The Hounds of ’85-86 finished last overall in the OHL standings with an abysmal record of 15-48-3. As for MacAdam, he left the Hounds after that season to move up to the National Hockey League as an assistant coach under Jacques Demers with the Detroit Red Wings.
With MacAdam gone, the Greyhounds turned to OHL rival London and lured Don Boyd away from the Knights to be their new general manager and coach. Boyd had built a decent reputation over a few seasons on the Knight shift in London and seemed like a safe, solid hire by the Greyhounds.
With veteran players having blossomed under MacAdam and Crisp, Boyd had the makings of a good Greyhound team for the ’86-87 season. Indeed, the productive likes of forwards Paul Beraldo, Mike Oliverio, Steve Hollett, Tyler Larter, Dan Currie, Brad Aitken, Mike Glover and Troy Mallette, defensemen Rob Zettler, Steve Bisson, Bobby Jones, Peter Fiorentino, Mark Haarman, Brian Hoard and Bobby Babcock and goalie Shawn Simpson either were already or would become NHL draft picks.
But after a blazing start under Boyd, the Greyhounds tapered off, finished with a record of 31-31-4 and were blown out in four straight games by the Windsor Spitfires in the first round of the playoffs. Still, a banner season was projected for Boyd’s second term, the ’87-88 campaign.
Again, the Greyhounds got off to a good start in ’87-88. But the momentum faded and a team that was supposed to contend for a divisional title finished just below the .500 mark with a record of 32-33-1.
The Hounds, though, were out try to make amends in the first round of the playoffs against Boyd’s former London team. With firepower aplenty led by Currie, Larter, Glover, Oliverio and overage acquisition Brad Stepan — the five forwards combined for a whopping 206 regular season goals — the Hounds seemed poised to knock off coach Wayne Maxner and the Knights.
But in a thrilling series that featured Boyd and Maxner jawing at one another through stories in both the Sault This Week and Sault Star, the Knights prevailed in six games in a see saw set. A difference proved to be three games that went to overtime — with London winning all three by identical 5-4 scores.

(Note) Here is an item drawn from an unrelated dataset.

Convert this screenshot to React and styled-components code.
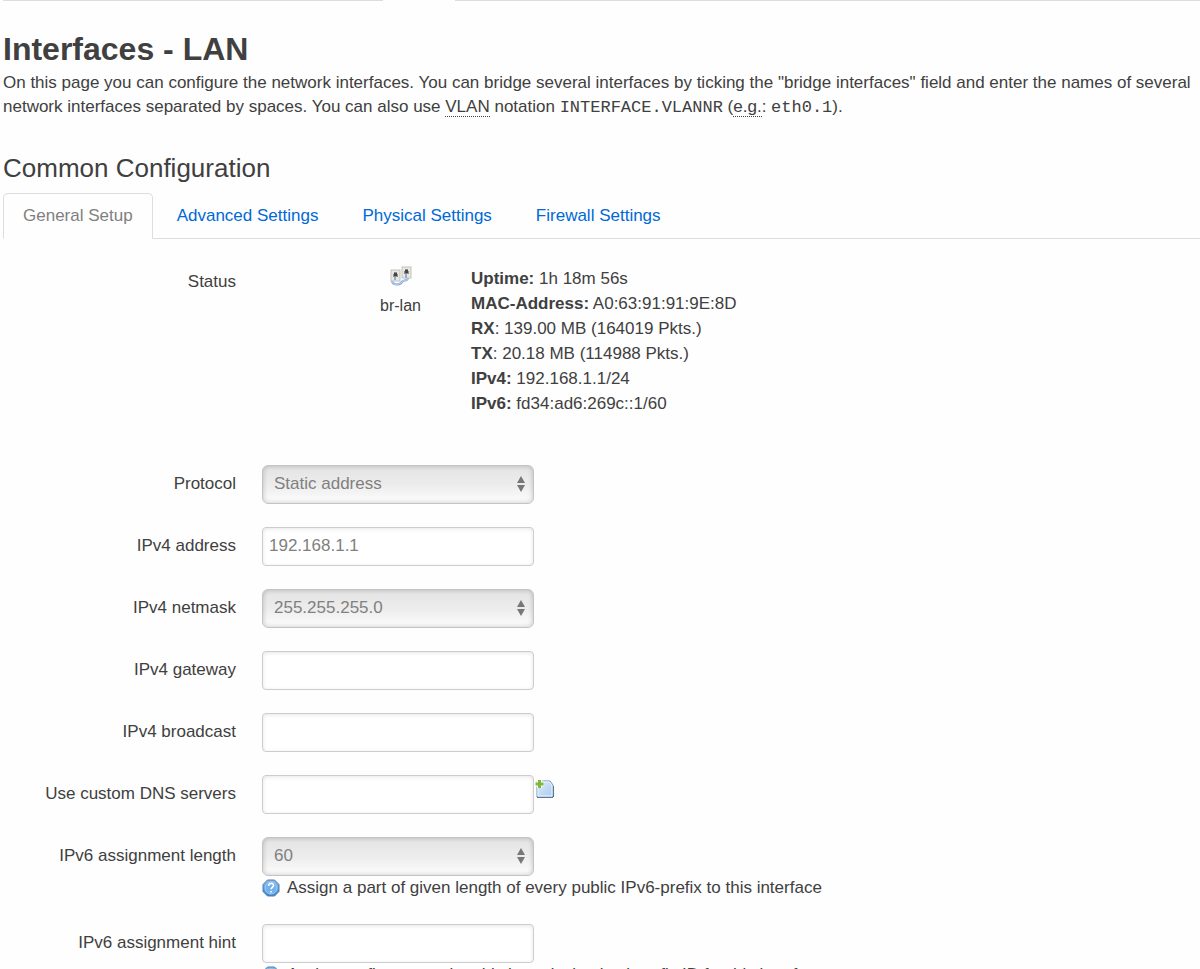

In the end, London got better goaltending from rookie David Schill than the Soo got from aforementioned veteran Shawn Simpson. Simpson was unable to solve London sniper Ron Goodall, who scored nine goals in the six game series.
Maxner, as coach of the Knights, was able to get maximum mileage out of his London crew which besides Goodall, featured veteran skaters such as forwards Tim Taylor, Trevor Dam, Donnie Martin, Dennis McEwen and Greg Hankkio and defensemen Brad Schlegel, Rick Corriveau, Paul Holden and Jim Sprott. Another London advantage was Maxner’s utilization of the all rookie “Maritime Line” of Doug Synishin, Danny Leblanc and Steve Martell, who consistently shut down the Soo’s top scorers in a determined display of defensive hockey.

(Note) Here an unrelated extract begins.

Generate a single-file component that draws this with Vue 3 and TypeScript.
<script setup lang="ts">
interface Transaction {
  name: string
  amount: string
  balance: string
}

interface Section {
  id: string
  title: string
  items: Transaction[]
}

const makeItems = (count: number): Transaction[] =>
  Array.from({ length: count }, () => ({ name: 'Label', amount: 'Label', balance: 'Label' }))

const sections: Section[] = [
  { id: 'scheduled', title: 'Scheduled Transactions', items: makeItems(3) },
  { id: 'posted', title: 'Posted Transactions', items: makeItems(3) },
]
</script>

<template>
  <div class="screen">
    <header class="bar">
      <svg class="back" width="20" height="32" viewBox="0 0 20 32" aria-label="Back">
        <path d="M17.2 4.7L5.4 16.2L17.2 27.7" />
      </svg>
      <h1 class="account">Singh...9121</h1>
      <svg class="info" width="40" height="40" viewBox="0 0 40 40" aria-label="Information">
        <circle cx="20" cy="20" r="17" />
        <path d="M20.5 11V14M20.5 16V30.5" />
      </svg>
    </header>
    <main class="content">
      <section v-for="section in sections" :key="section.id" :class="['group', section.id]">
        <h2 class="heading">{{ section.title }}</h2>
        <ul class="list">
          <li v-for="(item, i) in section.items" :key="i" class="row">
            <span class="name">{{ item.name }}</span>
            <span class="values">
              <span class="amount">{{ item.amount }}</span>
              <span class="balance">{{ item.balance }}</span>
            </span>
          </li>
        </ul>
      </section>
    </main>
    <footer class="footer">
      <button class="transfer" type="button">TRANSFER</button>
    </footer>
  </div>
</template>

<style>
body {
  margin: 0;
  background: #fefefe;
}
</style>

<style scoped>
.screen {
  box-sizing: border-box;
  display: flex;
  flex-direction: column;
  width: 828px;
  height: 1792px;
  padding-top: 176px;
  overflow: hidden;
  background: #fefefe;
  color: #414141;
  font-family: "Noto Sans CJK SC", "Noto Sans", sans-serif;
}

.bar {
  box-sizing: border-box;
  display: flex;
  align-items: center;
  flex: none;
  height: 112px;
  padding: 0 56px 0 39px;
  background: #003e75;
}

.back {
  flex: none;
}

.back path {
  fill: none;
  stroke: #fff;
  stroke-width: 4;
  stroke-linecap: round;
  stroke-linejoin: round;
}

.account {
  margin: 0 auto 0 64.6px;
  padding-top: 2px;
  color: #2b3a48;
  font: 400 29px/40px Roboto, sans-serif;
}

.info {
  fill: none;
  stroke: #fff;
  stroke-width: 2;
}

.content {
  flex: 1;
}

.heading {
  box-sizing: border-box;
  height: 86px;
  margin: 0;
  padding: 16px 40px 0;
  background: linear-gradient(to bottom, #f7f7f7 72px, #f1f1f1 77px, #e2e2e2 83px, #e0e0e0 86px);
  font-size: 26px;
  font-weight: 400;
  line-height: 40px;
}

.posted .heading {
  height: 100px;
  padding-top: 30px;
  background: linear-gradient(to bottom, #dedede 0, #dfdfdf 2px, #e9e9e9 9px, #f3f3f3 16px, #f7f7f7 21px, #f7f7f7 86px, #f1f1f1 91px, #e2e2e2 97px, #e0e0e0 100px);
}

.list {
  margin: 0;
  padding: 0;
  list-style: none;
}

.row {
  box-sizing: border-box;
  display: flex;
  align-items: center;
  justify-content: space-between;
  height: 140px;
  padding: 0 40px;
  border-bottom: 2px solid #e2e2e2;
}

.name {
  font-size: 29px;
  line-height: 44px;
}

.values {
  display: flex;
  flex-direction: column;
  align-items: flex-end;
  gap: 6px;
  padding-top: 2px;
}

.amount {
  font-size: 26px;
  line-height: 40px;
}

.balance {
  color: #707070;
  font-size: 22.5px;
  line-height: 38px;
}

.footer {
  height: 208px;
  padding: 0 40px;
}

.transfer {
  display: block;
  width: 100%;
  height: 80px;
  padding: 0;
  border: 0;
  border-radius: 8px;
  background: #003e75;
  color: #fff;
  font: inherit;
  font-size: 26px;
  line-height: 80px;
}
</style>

The loss loomed as a downfall in Boyd’s coaching career with the Greyhounds. He did return for the ’88-89 season but with the team faltering midway through the campaign, Boyd was fired and replaced by his assistant coach, Ted Nolan.
The Hounds would miss the playoffs that ’88-89 season with a record of 21-43-2. And under Nolan, the Hounds would miss out again in ’89-90 and finish in last place overall with a record of 18-42-6.
But under Nolan and general manager Sherry Bassin, the Greyhounds would do a dramatic turnaround in 1990-1991 and begin a string of championship seasons that included three straight trips to the Memorial Cup tournament. Which, to be sure, is a story for another chapter of Greyhound hockey history.